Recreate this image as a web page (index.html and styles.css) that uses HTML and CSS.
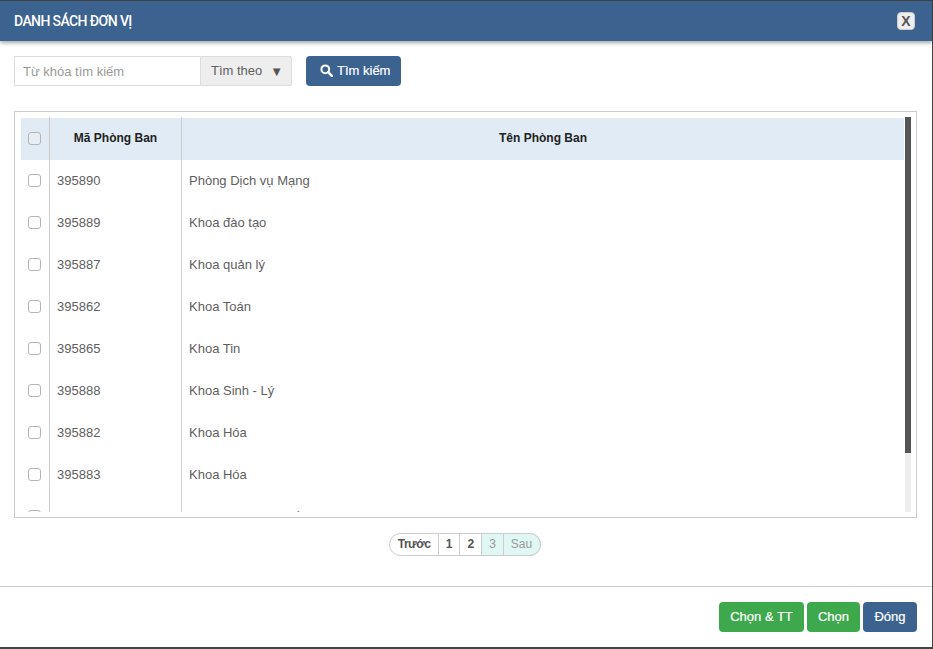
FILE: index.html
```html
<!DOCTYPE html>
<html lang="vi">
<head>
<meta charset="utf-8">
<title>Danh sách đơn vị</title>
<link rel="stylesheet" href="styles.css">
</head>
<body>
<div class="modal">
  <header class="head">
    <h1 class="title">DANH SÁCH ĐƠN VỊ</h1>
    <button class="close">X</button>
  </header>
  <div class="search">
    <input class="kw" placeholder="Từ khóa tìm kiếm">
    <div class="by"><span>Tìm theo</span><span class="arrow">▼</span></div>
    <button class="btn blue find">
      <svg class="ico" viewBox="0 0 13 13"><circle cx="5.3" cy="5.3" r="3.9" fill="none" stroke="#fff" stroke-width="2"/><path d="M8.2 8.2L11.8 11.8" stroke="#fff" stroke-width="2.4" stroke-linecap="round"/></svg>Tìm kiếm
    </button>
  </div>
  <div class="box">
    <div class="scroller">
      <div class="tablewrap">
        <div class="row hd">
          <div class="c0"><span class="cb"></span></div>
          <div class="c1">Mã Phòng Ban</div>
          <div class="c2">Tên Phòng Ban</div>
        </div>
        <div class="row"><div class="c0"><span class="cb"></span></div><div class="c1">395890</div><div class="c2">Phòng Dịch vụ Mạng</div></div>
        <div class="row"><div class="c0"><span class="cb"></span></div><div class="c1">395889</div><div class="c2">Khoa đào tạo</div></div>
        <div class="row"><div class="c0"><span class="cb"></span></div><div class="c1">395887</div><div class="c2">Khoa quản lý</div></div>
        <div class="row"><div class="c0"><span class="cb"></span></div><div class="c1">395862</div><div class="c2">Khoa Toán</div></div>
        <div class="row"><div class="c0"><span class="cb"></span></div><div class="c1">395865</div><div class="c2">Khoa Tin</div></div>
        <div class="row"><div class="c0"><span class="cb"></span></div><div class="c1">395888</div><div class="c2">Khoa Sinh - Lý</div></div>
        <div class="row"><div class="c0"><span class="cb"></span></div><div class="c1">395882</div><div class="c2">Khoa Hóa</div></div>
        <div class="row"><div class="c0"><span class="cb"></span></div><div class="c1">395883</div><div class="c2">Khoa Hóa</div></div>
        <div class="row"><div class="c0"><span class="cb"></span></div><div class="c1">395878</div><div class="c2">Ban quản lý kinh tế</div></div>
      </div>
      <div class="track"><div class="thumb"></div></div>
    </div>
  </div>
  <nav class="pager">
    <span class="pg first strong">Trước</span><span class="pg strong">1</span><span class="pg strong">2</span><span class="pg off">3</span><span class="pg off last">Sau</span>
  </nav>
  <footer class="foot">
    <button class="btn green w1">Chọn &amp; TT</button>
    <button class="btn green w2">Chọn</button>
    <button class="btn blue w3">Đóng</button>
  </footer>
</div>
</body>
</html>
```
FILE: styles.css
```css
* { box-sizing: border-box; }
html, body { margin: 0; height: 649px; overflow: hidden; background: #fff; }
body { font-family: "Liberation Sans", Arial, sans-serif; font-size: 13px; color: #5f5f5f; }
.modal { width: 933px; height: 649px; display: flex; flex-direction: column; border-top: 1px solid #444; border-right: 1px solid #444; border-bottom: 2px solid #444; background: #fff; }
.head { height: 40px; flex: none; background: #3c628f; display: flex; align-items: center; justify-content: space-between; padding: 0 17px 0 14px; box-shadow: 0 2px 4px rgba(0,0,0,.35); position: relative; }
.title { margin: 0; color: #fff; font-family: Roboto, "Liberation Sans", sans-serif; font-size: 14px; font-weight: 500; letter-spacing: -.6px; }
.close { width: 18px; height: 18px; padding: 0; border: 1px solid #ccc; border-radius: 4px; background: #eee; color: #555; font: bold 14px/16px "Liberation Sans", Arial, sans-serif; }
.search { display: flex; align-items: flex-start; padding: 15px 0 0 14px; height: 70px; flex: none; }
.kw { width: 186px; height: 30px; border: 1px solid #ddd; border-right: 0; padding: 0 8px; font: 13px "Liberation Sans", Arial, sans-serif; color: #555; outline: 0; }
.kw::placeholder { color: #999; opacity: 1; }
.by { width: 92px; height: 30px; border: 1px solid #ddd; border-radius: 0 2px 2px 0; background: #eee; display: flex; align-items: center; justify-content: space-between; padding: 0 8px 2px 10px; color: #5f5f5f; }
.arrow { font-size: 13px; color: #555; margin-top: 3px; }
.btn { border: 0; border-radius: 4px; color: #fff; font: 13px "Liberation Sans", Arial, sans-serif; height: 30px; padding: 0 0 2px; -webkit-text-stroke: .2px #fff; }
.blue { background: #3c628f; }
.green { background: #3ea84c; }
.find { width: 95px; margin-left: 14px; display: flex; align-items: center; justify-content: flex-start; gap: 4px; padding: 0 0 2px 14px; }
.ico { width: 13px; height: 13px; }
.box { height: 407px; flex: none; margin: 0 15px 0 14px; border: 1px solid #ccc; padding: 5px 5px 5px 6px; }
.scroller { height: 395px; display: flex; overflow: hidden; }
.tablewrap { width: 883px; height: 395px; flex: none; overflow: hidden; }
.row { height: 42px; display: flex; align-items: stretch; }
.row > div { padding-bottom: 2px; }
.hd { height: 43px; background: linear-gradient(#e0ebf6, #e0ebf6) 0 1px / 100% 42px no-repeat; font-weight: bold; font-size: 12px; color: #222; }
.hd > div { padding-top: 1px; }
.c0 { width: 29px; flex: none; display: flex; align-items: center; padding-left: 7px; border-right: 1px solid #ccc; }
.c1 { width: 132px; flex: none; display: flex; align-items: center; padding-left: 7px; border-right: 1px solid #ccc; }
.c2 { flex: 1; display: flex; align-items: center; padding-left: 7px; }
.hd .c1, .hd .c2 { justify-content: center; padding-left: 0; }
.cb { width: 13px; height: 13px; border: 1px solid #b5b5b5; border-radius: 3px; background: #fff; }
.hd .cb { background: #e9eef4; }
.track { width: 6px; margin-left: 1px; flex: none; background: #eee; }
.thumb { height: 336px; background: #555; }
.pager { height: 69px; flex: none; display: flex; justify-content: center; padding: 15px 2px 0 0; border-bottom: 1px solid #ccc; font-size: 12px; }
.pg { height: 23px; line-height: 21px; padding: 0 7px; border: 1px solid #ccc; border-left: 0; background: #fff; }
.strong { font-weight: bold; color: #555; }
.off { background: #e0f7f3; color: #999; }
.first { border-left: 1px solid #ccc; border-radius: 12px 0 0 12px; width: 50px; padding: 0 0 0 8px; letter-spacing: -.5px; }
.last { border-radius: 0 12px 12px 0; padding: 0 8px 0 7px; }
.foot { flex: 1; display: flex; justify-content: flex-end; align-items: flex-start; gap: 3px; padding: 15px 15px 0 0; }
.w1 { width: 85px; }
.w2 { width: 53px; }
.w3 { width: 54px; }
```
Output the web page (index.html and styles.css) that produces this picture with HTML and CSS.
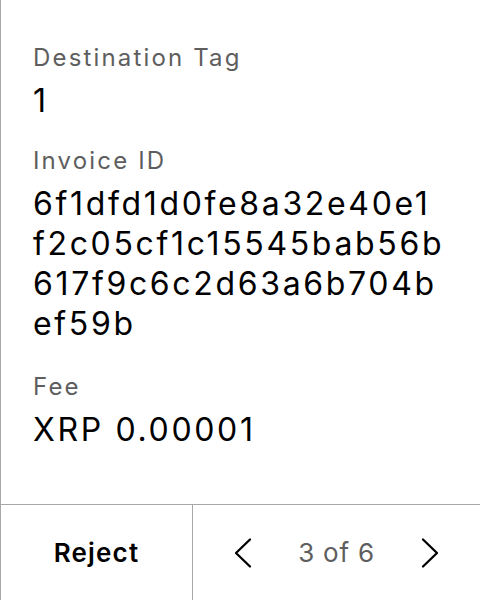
+ + + + + + +
GOAL: Omit every image. Quote each record exactly.

ANSWER FOR THIS EXERCISE:
Recreate this image as a web page (index.html and styles.css) that uses HTML and CSS.
FILE: index.html
```html
<!DOCTYPE html>
<html lang="vi">
<head>
<meta charset="utf-8">
<title>Danh sách đơn vị</title>
<link rel="stylesheet" href="styles.css">
</head>
<body>
<div class="modal">
  <header class="head">
    <h1 class="title">DANH SÁCH ĐƠN VỊ</h1>
    <button class="close">X</button>
  </header>
  <div class="search">
    <input class="kw" placeholder="Từ khóa tìm kiếm">
    <div class="by"><span>Tìm theo</span><span class="arrow">▼</span></div>
    <button class="btn blue find">
      <svg class="ico" viewBox="0 0 13 13"><circle cx="5.3" cy="5.3" r="3.9" fill="none" stroke="#fff" stroke-width="2"/><path d="M8.2 8.2L11.8 11.8" stroke="#fff" stroke-width="2.4" stroke-linecap="round"/></svg>Tìm kiếm
    </button>
  </div>
  <div class="box">
    <div class="scroller">
      <div class="tablewrap">
        <div class="row hd">
          <div class="c0"><span class="cb"></span></div>
          <div class="c1">Mã Phòng Ban</div>
          <div class="c2">Tên Phòng Ban</div>
        </div>
        <div class="row"><div class="c0"><span class="cb"></span></div><div class="c1">395890</div><div class="c2">Phòng Dịch vụ Mạng</div></div>
        <div class="row"><div class="c0"><span class="cb"></span></div><div class="c1">395889</div><div class="c2">Khoa đào tạo</div></div>
        <div class="row"><div class="c0"><span class="cb"></span></div><div class="c1">395887</div><div class="c2">Khoa quản lý</div></div>
        <div class="row"><div class="c0"><span class="cb"></span></div><div class="c1">395862</div><div class="c2">Khoa Toán</div></div>
        <div class="row"><div class="c0"><span class="cb"></span></div><div class="c1">395865</div><div class="c2">Khoa Tin</div></div>
        <div class="row"><div class="c0"><span class="cb"></span></div><div class="c1">395888</div><div class="c2">Khoa Sinh - Lý</div></div>
        <div class="row"><div class="c0"><span class="cb"></span></div><div class="c1">395882</div><div class="c2">Khoa Hóa</div></div>
        <div class="row"><div class="c0"><span class="cb"></span></div><div class="c1">395883</div><div class="c2">Khoa Hóa</div></div>
        <div class="row"><div class="c0"><span class="cb"></span></div><div class="c1">395878</div><div class="c2">Ban quản lý kinh tế</div></div>
      </div>
      <div class="track"><div class="thumb"></div></div>
    </div>
  </div>
  <nav class="pager">
    <span class="pg first strong">Trước</span><span class="pg strong">1</span><span class="pg strong">2</span><span class="pg off">3</span><span class="pg off last">Sau</span>
  </nav>
  <footer class="foot">
    <button class="btn green w1">Chọn &amp; TT</button>
    <button class="btn green w2">Chọn</button>
    <button class="btn blue w3">Đóng</button>
  </footer>
</div>
</body>
</html>
```
FILE: styles.css
```css
* { box-sizing: border-box; }
html, body { margin: 0; height: 649px; overflow: hidden; background: #fff; }
body { font-family: "Liberation Sans", Arial, sans-serif; font-size: 13px; color: #5f5f5f; }
.modal { width: 933px; height: 649px; display: flex; flex-direction: column; border-top: 1px solid #444; border-right: 1px solid #444; border-bottom: 2px solid #444; background: #fff; }
.head { height: 40px; flex: none; background: #3c628f; display: flex; align-items: center; justify-content: space-between; padding: 0 17px 0 14px; box-shadow: 0 2px 4px rgba(0,0,0,.35); position: relative; }
.title { margin: 0; color: #fff; font-family: Roboto, "Liberation Sans", sans-serif; font-size: 14px; font-weight: 500; letter-spacing: -.6px; }
.close { width: 18px; height: 18px; padding: 0; border: 1px solid #ccc; border-radius: 4px; background: #eee; color: #555; font: bold 14px/16px "Liberation Sans", Arial, sans-serif; }
.search { display: flex; align-items: flex-start; padding: 15px 0 0 14px; height: 70px; flex: none; }
.kw { width: 186px; height: 30px; border: 1px solid #ddd; border-right: 0; padding: 0 8px; font: 13px "Liberation Sans", Arial, sans-serif; color: #555; outline: 0; }
.kw::placeholder { color: #999; opacity: 1; }
.by { width: 92px; height: 30px; border: 1px solid #ddd; border-radius: 0 2px 2px 0; background: #eee; display: flex; align-items: center; justify-content: space-between; padding: 0 8px 2px 10px; color: #5f5f5f; }
.arrow { font-size: 13px; color: #555; margin-top: 3px; }
.btn { border: 0; border-radius: 4px; color: #fff; font: 13px "Liberation Sans", Arial, sans-serif; height: 30px; padding: 0 0 2px; -webkit-text-stroke: .2px #fff; }
.blue { background: #3c628f; }
.green { background: #3ea84c; }
.find { width: 95px; margin-left: 14px; display: flex; align-items: center; justify-content: flex-start; gap: 4px; padding: 0 0 2px 14px; }
.ico { width: 13px; height: 13px; }
.box { height: 407px; flex: none; margin: 0 15px 0 14px; border: 1px solid #ccc; padding: 5px 5px 5px 6px; }
.scroller { height: 395px; display: flex; overflow: hidden; }
.tablewrap { width: 883px; height: 395px; flex: none; overflow: hidden; }
.row { height: 42px; display: flex; align-items: stretch; }
.row > div { padding-bottom: 2px; }
.hd { height: 43px; background: linear-gradient(#e0ebf6, #e0ebf6) 0 1px / 100% 42px no-repeat; font-weight: bold; font-size: 12px; color: #222; }
.hd > div { padding-top: 1px; }
.c0 { width: 29px; flex: none; display: flex; align-items: center; padding-left: 7px; border-right: 1px solid #ccc; }
.c1 { width: 132px; flex: none; display: flex; align-items: center; padding-left: 7px; border-right: 1px solid #ccc; }
.c2 { flex: 1; display: flex; align-items: center; padding-left: 7px; }
.hd .c1, .hd .c2 { justify-content: center; padding-left: 0; }
.cb { width: 13px; height: 13px; border: 1px solid #b5b5b5; border-radius: 3px; background: #fff; }
.hd .cb { background: #e9eef4; }
.track { width: 6px; margin-left: 1px; flex: none; background: #eee; }
.thumb { height: 336px; background: #555; }
.pager { height: 69px; flex: none; display: flex; justify-content: center; padding: 15px 2px 0 0; border-bottom: 1px solid #ccc; font-size: 12px; }
.pg { height: 23px; line-height: 21px; padding: 0 7px; border: 1px solid #ccc; border-left: 0; background: #fff; }
.strong { font-weight: bold; color: #555; }
.off { background: #e0f7f3; color: #999; }
.first { border-left: 1px solid #ccc; border-radius: 12px 0 0 12px; width: 50px; padding: 0 0 0 8px; letter-spacing: -.5px; }
.last { border-radius: 0 12px 12px 0; padding: 0 8px 0 7px; }
.foot { flex: 1; display: flex; justify-content: flex-end; align-items: flex-start; gap: 3px; padding: 15px 15px 0 0; }
.w1 { width: 85px; }
.w2 { width: 53px; }
.w3 { width: 54px; }
```
Output the web page (index.html and styles.css) that produces this picture with HTML and CSS.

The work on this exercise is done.